HyperGCL shows increased robustness under structure-poisoning attacks. On multiple datasets and attacks (Random, NetAttack, MinMax), HyperGCL-A6 achieves 2–3% higher accuracy than unaugmented SetGNN. In fairness-sensitive tasks (German Credit, Recidivism, Credit Defaulter), generative HyperGCL reduces both statistical parity and equalized odds gaps while maintaining AUROC and F1 (Wei et al., 2022).

6. Implementation and Practical Considerations

Key implementation details include:

• For fabricated augmentations, recommended keep-rates are $r_e \approx 0.2$–$0.4$ for A1/A2, $r_v\approx0.2$ for A3, $r_m\approx0.3$ for A4, and $s\approx0.8$ for A5.
• Temperature $\tau = 0.5$ is used in contrastive loss.
• Joint training uses Adam optimizer (learning rate $10^{-3}$, weight decay $10^{-5}$) for 200 epochs with early stopping (Wei et al., 2022).
• All modules (data splits, augmentations, SetGNN, InfoNCE, Gumbel-Softmax sampling) are released in the HyperGCL codebase (https://github.com/weitianxin/HyperGCL).

The multi-modal HyperGCL pipelines are trained by alternately or jointly optimizing view-specific encoders and mask logits, following the algorithmic routine outlined above (Saifuddin et al., 18 Feb 2025).

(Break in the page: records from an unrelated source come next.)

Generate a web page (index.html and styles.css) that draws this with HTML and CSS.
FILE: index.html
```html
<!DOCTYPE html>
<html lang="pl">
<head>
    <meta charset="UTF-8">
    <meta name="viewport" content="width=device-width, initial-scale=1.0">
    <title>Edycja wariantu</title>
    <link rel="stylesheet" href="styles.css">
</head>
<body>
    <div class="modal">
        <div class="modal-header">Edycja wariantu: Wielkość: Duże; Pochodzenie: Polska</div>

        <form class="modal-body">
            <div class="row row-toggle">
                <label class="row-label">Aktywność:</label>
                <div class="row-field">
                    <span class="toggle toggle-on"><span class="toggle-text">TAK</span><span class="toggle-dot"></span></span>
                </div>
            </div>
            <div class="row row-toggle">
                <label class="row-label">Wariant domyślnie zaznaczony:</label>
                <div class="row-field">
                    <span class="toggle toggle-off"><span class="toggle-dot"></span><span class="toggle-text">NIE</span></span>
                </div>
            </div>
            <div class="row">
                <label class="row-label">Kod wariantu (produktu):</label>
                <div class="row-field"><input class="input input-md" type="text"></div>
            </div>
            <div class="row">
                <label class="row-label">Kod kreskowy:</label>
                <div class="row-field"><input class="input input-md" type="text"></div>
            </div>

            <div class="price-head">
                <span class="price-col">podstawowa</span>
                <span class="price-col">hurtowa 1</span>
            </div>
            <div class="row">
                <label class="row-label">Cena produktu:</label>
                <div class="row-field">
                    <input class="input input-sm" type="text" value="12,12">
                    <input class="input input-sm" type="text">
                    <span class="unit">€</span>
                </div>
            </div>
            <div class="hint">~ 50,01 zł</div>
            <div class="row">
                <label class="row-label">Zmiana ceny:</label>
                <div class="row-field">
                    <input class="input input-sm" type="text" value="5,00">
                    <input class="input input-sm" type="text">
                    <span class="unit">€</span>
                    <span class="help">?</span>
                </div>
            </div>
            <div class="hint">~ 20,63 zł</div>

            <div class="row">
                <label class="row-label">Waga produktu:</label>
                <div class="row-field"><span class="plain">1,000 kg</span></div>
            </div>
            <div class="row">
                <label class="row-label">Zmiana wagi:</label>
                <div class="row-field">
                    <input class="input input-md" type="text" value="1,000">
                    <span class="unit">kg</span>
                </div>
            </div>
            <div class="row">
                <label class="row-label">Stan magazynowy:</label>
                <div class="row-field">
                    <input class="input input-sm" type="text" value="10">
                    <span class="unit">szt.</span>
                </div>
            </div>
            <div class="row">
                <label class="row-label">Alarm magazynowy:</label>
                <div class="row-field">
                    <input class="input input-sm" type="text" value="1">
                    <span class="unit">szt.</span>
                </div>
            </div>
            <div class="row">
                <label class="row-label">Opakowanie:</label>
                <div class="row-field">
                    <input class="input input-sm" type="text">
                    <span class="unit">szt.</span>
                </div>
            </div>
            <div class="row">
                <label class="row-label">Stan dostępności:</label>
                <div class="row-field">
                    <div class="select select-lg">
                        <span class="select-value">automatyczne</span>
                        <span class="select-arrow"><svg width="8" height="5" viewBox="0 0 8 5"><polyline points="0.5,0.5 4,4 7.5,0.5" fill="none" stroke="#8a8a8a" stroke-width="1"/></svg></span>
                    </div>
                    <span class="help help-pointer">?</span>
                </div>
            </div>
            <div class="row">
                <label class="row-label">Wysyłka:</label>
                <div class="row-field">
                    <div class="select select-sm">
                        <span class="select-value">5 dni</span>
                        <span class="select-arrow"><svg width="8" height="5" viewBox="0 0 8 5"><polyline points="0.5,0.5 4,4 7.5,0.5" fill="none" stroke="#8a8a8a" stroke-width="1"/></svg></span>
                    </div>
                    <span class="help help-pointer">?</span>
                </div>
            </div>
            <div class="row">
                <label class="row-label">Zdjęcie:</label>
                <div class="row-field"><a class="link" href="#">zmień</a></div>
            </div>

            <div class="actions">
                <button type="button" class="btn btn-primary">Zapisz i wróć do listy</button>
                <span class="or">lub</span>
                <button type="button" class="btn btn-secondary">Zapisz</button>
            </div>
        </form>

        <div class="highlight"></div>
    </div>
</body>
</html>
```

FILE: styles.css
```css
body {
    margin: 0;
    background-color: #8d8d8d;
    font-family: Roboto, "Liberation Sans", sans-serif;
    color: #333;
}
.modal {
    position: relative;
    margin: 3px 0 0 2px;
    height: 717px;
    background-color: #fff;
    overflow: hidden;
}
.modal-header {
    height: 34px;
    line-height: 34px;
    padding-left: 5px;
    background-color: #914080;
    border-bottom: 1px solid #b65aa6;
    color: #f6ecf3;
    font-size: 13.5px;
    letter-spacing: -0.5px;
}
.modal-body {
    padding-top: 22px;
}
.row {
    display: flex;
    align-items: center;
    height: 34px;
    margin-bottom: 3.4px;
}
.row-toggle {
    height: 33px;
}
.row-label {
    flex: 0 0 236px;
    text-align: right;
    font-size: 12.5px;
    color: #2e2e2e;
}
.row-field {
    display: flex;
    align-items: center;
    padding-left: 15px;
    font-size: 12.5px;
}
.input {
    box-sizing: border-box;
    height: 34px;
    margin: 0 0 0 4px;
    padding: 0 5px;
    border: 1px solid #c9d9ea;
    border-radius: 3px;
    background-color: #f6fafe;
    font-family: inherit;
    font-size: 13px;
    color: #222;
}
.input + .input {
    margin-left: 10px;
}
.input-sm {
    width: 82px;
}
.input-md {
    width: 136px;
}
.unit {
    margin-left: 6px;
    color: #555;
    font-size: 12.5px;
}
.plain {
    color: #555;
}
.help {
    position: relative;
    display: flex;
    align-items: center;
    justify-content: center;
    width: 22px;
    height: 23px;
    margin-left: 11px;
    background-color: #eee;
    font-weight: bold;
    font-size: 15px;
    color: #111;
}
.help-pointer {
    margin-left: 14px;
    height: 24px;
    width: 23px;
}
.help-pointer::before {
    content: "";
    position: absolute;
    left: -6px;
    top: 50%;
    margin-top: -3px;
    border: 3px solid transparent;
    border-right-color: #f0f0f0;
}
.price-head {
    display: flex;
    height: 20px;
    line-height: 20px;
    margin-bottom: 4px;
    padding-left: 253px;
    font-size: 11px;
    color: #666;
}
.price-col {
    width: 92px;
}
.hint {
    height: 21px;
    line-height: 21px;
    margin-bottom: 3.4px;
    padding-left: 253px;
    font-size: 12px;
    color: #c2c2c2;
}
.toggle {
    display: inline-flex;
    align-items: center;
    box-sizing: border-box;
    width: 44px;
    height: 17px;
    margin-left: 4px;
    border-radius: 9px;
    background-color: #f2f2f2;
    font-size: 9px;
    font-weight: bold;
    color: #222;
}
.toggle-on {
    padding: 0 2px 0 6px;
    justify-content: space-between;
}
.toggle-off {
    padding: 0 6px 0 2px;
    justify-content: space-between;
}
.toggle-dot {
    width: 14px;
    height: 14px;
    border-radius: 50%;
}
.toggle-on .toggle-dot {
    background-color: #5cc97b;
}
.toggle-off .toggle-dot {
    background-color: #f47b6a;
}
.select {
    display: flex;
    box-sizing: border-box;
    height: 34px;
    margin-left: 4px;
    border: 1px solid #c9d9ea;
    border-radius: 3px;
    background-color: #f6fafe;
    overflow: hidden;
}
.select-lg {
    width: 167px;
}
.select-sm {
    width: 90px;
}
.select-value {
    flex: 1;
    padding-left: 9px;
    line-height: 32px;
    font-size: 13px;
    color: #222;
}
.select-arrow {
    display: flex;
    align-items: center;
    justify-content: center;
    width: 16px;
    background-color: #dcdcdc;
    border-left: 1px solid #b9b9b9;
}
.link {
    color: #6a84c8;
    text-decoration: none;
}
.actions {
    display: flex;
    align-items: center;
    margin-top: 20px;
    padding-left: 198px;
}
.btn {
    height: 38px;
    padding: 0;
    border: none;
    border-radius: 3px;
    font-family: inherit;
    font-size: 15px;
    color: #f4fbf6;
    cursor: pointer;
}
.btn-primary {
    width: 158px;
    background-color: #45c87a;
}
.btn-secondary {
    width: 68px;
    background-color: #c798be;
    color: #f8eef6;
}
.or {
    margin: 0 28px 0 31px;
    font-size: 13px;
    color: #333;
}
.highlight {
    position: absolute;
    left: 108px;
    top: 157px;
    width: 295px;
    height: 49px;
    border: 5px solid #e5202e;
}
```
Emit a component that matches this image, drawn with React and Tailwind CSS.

7. Theoretical and Practical Implications

Empirical findings and ablations indicate that (1) augmentations respecting higher-order structure in hypergraphs yield greater boost in few-shot settings; (2) learnable or generative augmentation strategies outperform static ones, as they better preserve complex topology and semantic relations; (3) topology-aware contrastive sampling avoids the pitfalls of vision-inspired negative selection by incorporating graph connectivity; (4) robust and fair representations can be obtained through contrastive mechanisms optimizing over both structure and attributes (Wei et al., 2022, Saifuddin et al., 18 Feb 2025).

A plausible implication is that hypergraph-based contrastive learning, when coupled with adaptive view generation, provides a general paradigm for robust, scalable, and fair representation learning beyond purely dyadic graphs. The formalization of positives/negatives and the balancing of local/global hypergraph semantics are critical to this success.